Natural gas trading gradually came to dominate Amaranth Advisors, which previously had been more diversified in strategy and investments. The financial success of Hunter's trades attracted increasing attention from investors, leading to massive inflows of cash. Hunter's prominence in the firm also raised calls for caution from both inside and outside Amaranth by those who worried being concentrated in a single volatile commodity introduced major risks.

=== 2006 Energy trading losses ===

====2005 Dec – natural gas price decline====
Amaranth Advisors' troubles began in December 2005 as natural gas prices began to decline and Amaranth Advisors portfolio was structured for the price to move in the spring months of March or April.

Hunter, who was 32 years old at the time, invested heavily in natural gas futures which resulted in a single week loss of $6.5 billion when prices failed to move as expected.

====Sept 18th 2006 – client told of losses====
On Monday September 18, 2006 Amaranth Advisors told investors that natural gas market downturn had resulted in $3 billion of losses. Further, Amaranth Advisors told investors that it was working with lenders for maintaining liquidity while also and now selling portfolio holdings "to protect our investors". Traders sold securities that could be liquidated without undermining and disrupting the energy market; these included convertible bonds and high-yield corporate debt.

====Transferring energy portfolio====
The fund had up to $9 billion under management and reports indicated their losses may have exceeded 65 percent of their investment. Amaranth transferred its energy portfolio to a third party consisting of Citadel LLC and JPMorgan Chase.

====October 1, 2006 Fund suspends trading====
On September 29, 2006, Amaranth's founder sent a letter to fund investors notifying them of the fund's suspension and on October 1, 2006, Amaranth hired the Fortress Investment Group to liquidate its assets.

In September 2006 Amaranth Advisors investors were informed that they could not pull their money out and that redemptions would be temporarily suspended for two months. Ten years later, 90% of assets had been returned and 10% of investor assets were still frozen through December 2016.

=== Aftermath ===
After the collapse of Amaranth, Maounis founded a new hedge fund named Verition Fund Management. Several ex-Amaranth employees were hired to work at the new fund.

==Clients==
Amaranth Advisors' investors included pension funds, endowments, banks and brokerage firms including Institutional Fund of Hedge Funds at Morgan Stanley. Pension fund clients included San Diego County Employees Retirement Association.

==Investigations==
===2007 CFTC investigation===
On July 25, 2007, the Commodity Futures Trading Commission (CFTC) charged Amaranth and Hunter with attempting to manipulate the price of natural gas futures. Additionally, the Federal Energy Regulatory Commission charged Amaranth, Hunter and trader Matthew Donohoe with market manipulation. The CFTC and the FERC had conflicting versions of what Hunter did, and are currently competing over jurisdiction.
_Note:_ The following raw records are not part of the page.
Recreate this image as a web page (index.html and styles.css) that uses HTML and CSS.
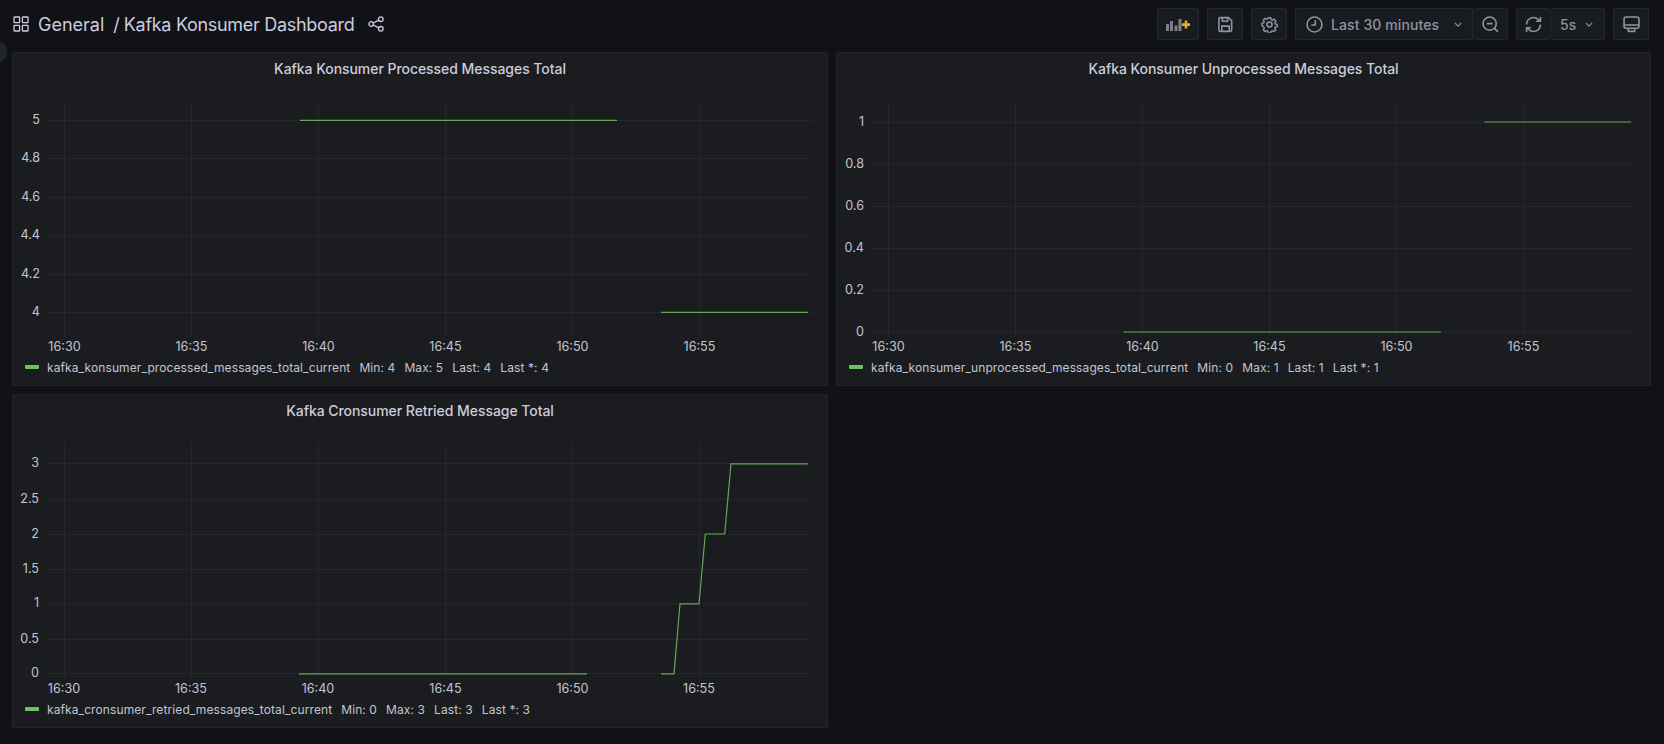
FILE: index.html
```html
<!DOCTYPE html>
<html lang="en">
<head>
<meta charset="utf-8">
<title>Kafka Konsumer Dashboard</title>
<link rel="stylesheet" href="styles.css">
</head>
<body>
<div class="toggle"></div>
<header class="topbar">
  <div class="crumbs">
    <svg class="ico-apps" viewBox="0 0 16 16"><rect x="1" y="1" width="5.6" height="5.6" rx=".6"/><rect x="9.4" y="1" width="5.6" height="5.6" rx=".6"/><rect x="1" y="9.4" width="5.6" height="5.6" rx=".6"/><rect x="9.4" y="9.4" width="5.6" height="5.6" rx=".6"/></svg>
    <span class="crumb-folder">General</span>
    <span class="crumb-sep">/</span>
    <span class="crumb-name">Kafka Konsumer Dashboard</span>
    <svg class="ico-share" viewBox="0 0 16 16"><circle cx="3.2" cy="8" r="2.3"/><circle cx="12.8" cy="3.2" r="2.3"/><circle cx="12.8" cy="12.8" r="2.3"/><path d="M5.3 7 10.7 4.2M5.3 9l5.4 2.8"/></svg>
  </div>
  <div class="tools">
    <button class="btn btn-add">
      <svg class="ico-add" viewBox="0 0 26 16"><path class="bars" d="M1 8h3v7H1zM5 5h3v10H5zM9.500 9.500h3V15h-3zM13.500 3h3v12h-3z"/><path class="plus" d="M17 7.300h2.700V4.600h2.600v2.700H25v2.600h-2.700v2.700h-2.600V9.900H17z"/></svg>
    </button>
    <button class="btn btn-square">
      <svg class="ico" viewBox="0 0 16 16"><path d="M2.800 1.500h8l3 3v8.500a1.500 1.500 0 0 1-1.500 1.500H3.300a1.500 1.500 0 0 1-1.500-1.500V2.500a1 1 0 0 1 1-1z"/><path d="M5 1.700v3.300h5V1.700M4.500 14.300V9.500h7v4.800"/></svg>
    </button>
    <button class="btn btn-square">
      <svg class="ico" viewBox="0 0 16 16"><circle cx="8" cy="8" r="2.400"/><path d="M6.700 1h2.600l.4 1.900 1.300.6 1.700-1 1.800 1.900-1 1.600.6 1.400 1.900.4v2.400l-1.900.4-.6 1.400 1 1.600-1.800 1.900-1.700-1-1.300.6-.4 1.900H6.700l-.4-1.900-1.300-.6-1.700 1-1.800-1.900 1-1.600-.6-1.400L0 9.200V6.800l1.900-.4.6-1.400-1-1.600 1.800-1.900 1.700 1 1.300-.6z" transform="translate(.8 .8) scale(.9)"/></svg>
    </button>
    <div class="group">
      <button class="btn btn-range">
        <svg class="ico" viewBox="0 0 16 16"><circle cx="8" cy="8" r="7"/><path d="M8.800 4v4.400H5"/></svg>
        <span class="range-label">Last 30 minutes</span>
        <svg class="chev" viewBox="0 0 10 6"><path d="M1 1l4 4 4-4"/></svg>
      </button>
      <button class="btn btn-zoom">
        <svg class="ico" viewBox="0 0 16 16"><circle cx="7.200" cy="7.200" r="6.200"/><path d="M11.700 11.700 15 15M4.500 7.200h5.400"/></svg>
      </button>
    </div>
    <div class="group">
      <button class="btn btn-sync">
        <svg class="ico" viewBox="0 0 16 16"><path d="M1.500 8a6.500 6.500 0 0 1 11-4.700L14.500 5M14.500 1v4h-4M14.500 8a6.500 6.500 0 0 1-11 4.700L1.500 11M1.500 15v-4h4"/></svg>
      </button>
      <button class="btn btn-interval">
        <span class="range-label">5s</span>
        <svg class="chev" viewBox="0 0 10 6"><path d="M1 1l4 4 4-4"/></svg>
      </button>
    </div>
    <button class="btn btn-square">
      <svg class="ico" viewBox="0 0 16 16"><rect x="1" y="1" width="14" height="10.500" rx="1.800"/><path d="M1 8.500h14M5 11.500v3h6v-3"/></svg>
    </button>
  </div>
</header>

<main class="board">
  <section class="panel">
    <h2 class="panel-title">Kafka Konsumer Processed Messages Total</h2>
    <svg class="chart" viewBox="13 85 814 272" width="814" height="272">
      <g class="grid">
        <path d="M64.500 102V336M191.500 102V336M318.500 102V336M445.500 102V336M572.500 102V336M699.500 102V336"/>
        <path d="M46 120.500H812M46 158.500H812M46 197.500H812M46 235.500H812M46 274.500H812M46 312.500H812"/>
      </g>
      <g class="y-labels">
        <text x="40" y="124.500">5</text><text x="40" y="162.500">4.8</text><text x="40" y="201.500">4.6</text><text x="40" y="239.500">4.4</text><text x="40" y="278.500">4.2</text><text x="40" y="316.500">4</text>
      </g>
      <g class="x-labels">
        <text x="64.500" y="350.500">16:30</text><text x="191.500" y="350.500">16:35</text><text x="318.500" y="350.500">16:40</text><text x="445.500" y="350.500">16:45</text><text x="572.500" y="350.500">16:50</text><text x="699.500" y="350.500">16:55</text>
      </g>
      <path class="series" d="M300 120.300H617"/>
      <path class="series" d="M661 312.300H808"/>
    </svg>
    <div class="legend">
      <i class="swatch"></i>
      <span class="legend-name">kafka_konsumer_processed_messages_total_current</span>
      <span class="stat">Min: 4</span><span class="stat">Max: 5</span><span class="stat">Last: 4</span><span class="stat">Last *: 4</span>
    </div>
  </section>

  <section class="panel">
    <h2 class="panel-title">Kafka Konsumer Unprocessed Messages Total</h2>
    <svg class="chart" viewBox="837 85 813 272" width="813" height="272">
      <g class="grid">
        <path d="M888.500 102V336M1015.500 102V336M1142.500 102V336M1269.500 102V336M1396.500 102V336M1523.500 102V336"/>
        <path d="M869 122.500H1635M869 164.500H1635M869 206.500H1635M869 248.500H1635M869 290.500H1635M869 332.500H1635"/>
      </g>
      <g class="y-labels">
        <text x="864" y="126.500">1</text><text x="864" y="168.500">0.8</text><text x="864" y="210.500">0.6</text><text x="864" y="252.500">0.4</text><text x="864" y="294.500">0.2</text><text x="864" y="336.500">0</text>
      </g>
      <g class="x-labels">
        <text x="888.500" y="350.500">16:30</text><text x="1015.500" y="350.500">16:35</text><text x="1142.500" y="350.500">16:40</text><text x="1269.500" y="350.500">16:45</text><text x="1396.500" y="350.500">16:50</text><text x="1523.500" y="350.500">16:55</text>
      </g>
      <path class="series" d="M1123.500 332H1441"/>
      <path class="series" d="M1484.500 122H1631"/>
    </svg>
    <div class="legend">
      <i class="swatch"></i>
      <span class="legend-name">kafka_konsumer_unprocessed_messages_total_current</span>
      <span class="stat">Min: 0</span><span class="stat">Max: 1</span><span class="stat">Last: 1</span><span class="stat">Last *: 1</span>
    </div>
  </section>

  <section class="panel">
    <h2 class="panel-title">Kafka Cronsumer Retried Message Total</h2>
    <svg class="chart" viewBox="13 427 814 272" width="814" height="272">
      <g class="grid">
        <path d="M64.500 443V677M191.500 443V677M318.500 443V677M445.500 443V677M572.500 443V677M699.500 443V677"/>
        <path d="M45 463.500H811M45 499.500H811M45 534.500H811M45 569.500H811M45 603.500H811M45 639.500H811M45 673.500H811"/>
      </g>
      <g class="y-labels">
        <text x="39" y="468">3</text><text x="39" y="503.500">2.5</text><text x="39" y="538.500">2</text><text x="39" y="573.500">1.5</text><text x="39" y="608">1</text><text x="39" y="643.500">0.5</text><text x="39" y="678">0</text>
      </g>
      <g class="x-labels">
        <text x="64" y="692.500">16:30</text><text x="191" y="692.500">16:35</text><text x="318" y="692.500">16:40</text><text x="445.500" y="692.500">16:45</text><text x="572.500" y="692.500">16:50</text><text x="699" y="692.500">16:55</text>
      </g>
      <path class="series" d="M299 673.800H587"/>
      <path class="series" d="M661 673.800H674L680 603.800H699L705.300 534H724.700L731 463.800H807.700"/>
    </svg>
    <div class="legend">
      <i class="swatch"></i>
      <span class="legend-name">kafka_cronsumer_retried_messages_total_current</span>
      <span class="stat">Min: 0</span><span class="stat">Max: 3</span><span class="stat">Last: 3</span><span class="stat">Last *: 3</span>
    </div>
  </section>
</main>
</body>
</html>
```
FILE: styles.css
```css
* { box-sizing: border-box; }

html, body {
  margin: 0;
  height: 100%;
  overflow: hidden;
  background: #111217;
  color: #ccccdc;
  font-family: Inter, "Noto Sans", sans-serif;
}

.toggle {
  position: absolute;
  left: -16px;
  top: 40px;
  width: 23px;
  height: 23px;
  border-radius: 50%;
  background: #22252b;
}

.topbar {
  display: flex;
  align-items: center;
  justify-content: space-between;
  height: 52px;
  padding: 0 15px 4px 13px;
}

.crumbs {
  display: flex;
  align-items: center;
  font-size: 18px;
  color: #ccccdc;
}

.ico-apps, .ico-share {
  fill: none;
  stroke: #ccccdc;
  stroke-width: 1.300;
  width: 16px;
  height: 16px;
}

.crumb-folder { margin-left: 9px; }
.crumb-sep { margin-left: 9px; }
.crumb-name { margin-left: 4px; letter-spacing: -.3px; }
.ico-share { margin-left: 14px; }

.tools {
  display: flex;
  gap: 8px;
}

.group { display: flex; }

.btn {
  display: flex;
  align-items: center;
  justify-content: center;
  height: 32px;
  padding: 0;
  background: #181b1f;
  border: 1px solid #24272c;
  border-radius: 2px;
  color: #92929f;
  font: 500 14px Inter, sans-serif;
}

.btn-add { width: 42px; }
.btn-square { width: 36px; }

.group .btn + .btn { border-left: 0; }

.btn-range {
  width: 178px;
  justify-content: flex-start;
  padding-left: 10px;
}

.btn-zoom { width: 35px; }
.btn-sync { width: 35px; }

.btn-interval {
  width: 54px;
  justify-content: flex-start;
  padding-left: 9px;
}

.ico {
  width: 17px;
  height: 17px;
  fill: none;
  stroke: currentColor;
  stroke-width: 1.500;
}

.ico-add { width: 26px; height: 16px; }
.bars { fill: #7f7f8a; }
.plus { fill: #f5a623; }

.range-label { margin-left: 8px; letter-spacing: .1px; }
.btn-interval .range-label { margin-left: 0; }

.chev {
  width: 8px;
  height: 5px;
  margin-left: 15px;
  fill: none;
  stroke: currentColor;
  stroke-width: 1.400;
}

.btn-interval .chev { margin-left: 9px; }

.board {
  display: grid;
  grid-template-columns: 816px 815px;
  grid-auto-rows: 334px;
  gap: 8px;
  padding-left: 12px;
}

.panel {
  background: #1a1c20;
  border: 1px solid #24262b;
  border-radius: 2px;
  display: flex;
  flex-direction: column;
}

.panel-title {
  height: 32px;
  margin: 0;
  font-size: 14px;
  font-weight: 500;
  letter-spacing: -.05px;
  line-height: 31px;
  text-align: center;
  color: #ccccdc;
}

.chart { display: block; }

.grid path {
  fill: none;
  stroke: #24272b;
  stroke-width: 1;
}

.y-labels text, .x-labels text {
  font: 12.600px Inter, sans-serif;
  fill: #c4c4d0;
}

.y-labels { transform: translateY(-1px); }
.y-labels text { text-anchor: end; }
.x-labels text { text-anchor: middle; }

.series {
  fill: none;
  stroke: #62a855;
  stroke-width: 1.200;
}

.legend {
  display: flex;
  align-items: center;
  height: 28px;
  padding: 0 0 8px 12px;
  font-size: 12px;
  letter-spacing: .1px;
  color: #c4c4d0;
}

.swatch {
  width: 14px;
  height: 4px;
  border-radius: 1px;
  background: #73bf69;
}

.legend-name { margin-left: 8px; }
.stat { margin-left: 9px; }
```
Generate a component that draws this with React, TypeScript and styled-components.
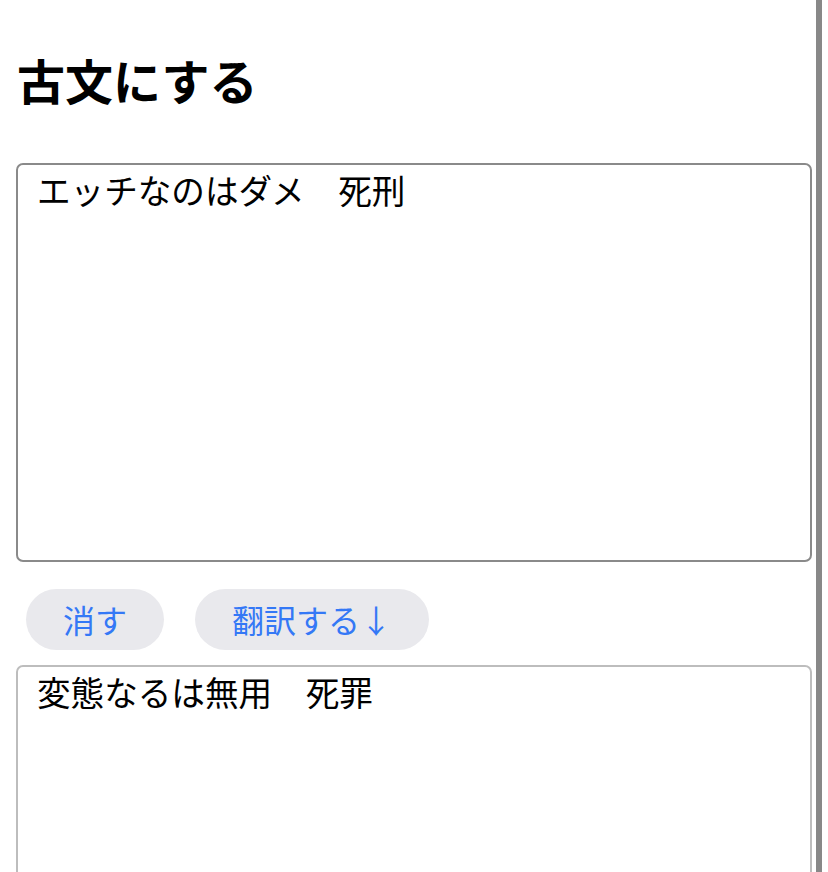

In 2014 Hunter settled with the CFTC, paying a $750,000 fine and accepting a ban from trading all CFTC-regulated natural-gas products.

===2010 Federal Energy Regulatory Commission===
On January 22, 2010, a Federal Energy Regulatory Commission administrative law judge ruled that Hunter violated the Commission's Anti-Manipulation Rule. Judge Carmen Cintron found that "Hunter intentionally manipulated the settlement price of the at-issue natural gas futures contracts. His trading was specifically designed to lower the NYMEX price in order to benefit his swap positions on other exchanges." The decision is subject to review by the Commission.

==Legal==
In November 2007 Amaranth Advisors filed a lawsuit against JPMorgan claiming $1 billion in damages on the grounds that the bank interfered in the company's efforts to avoid collapse after natural-gas trades losses in 2006. The suit claimed that JP Morgan, as Amaranth Advisors's clearing broker, used their position to prevent Amaranth Advisors from derisking their exposure from its natural-gas derivatives portfolio by preventing the portfolio from being sold to first Goldman Sachs and later Citadel LLC.

In December 2012, the New York State Court of Appeals upheld an earlier dismissal of the case. During the collapse of Amaranth Advisors, Centaurus was credited as being one of the major players on the other side of their position.

==Criticism==
During the week of September 11, 2006, one week before clients were notified of losses, Amaranth Advisors was seeking new investors and marketing their fund as being up 25 percent for the year.

The New York Times reported that Amaranth Advisors said it was a multi-strategy fund though it acted "like an energy and commodities fund. When it bet big on natural gas and lost, it was apparent that it was neither multistrategy nor particularly well hedged" and also that in Amaranth Advisors' case multistrategy' seems to have been a misnomer at the fund."

Nassim Nicholas Taleb proposed the company's use of "twelve risk managers" was meaningless, as the risk models failed to anticipate or ameliorate the problems that ended Amaranth Advisors.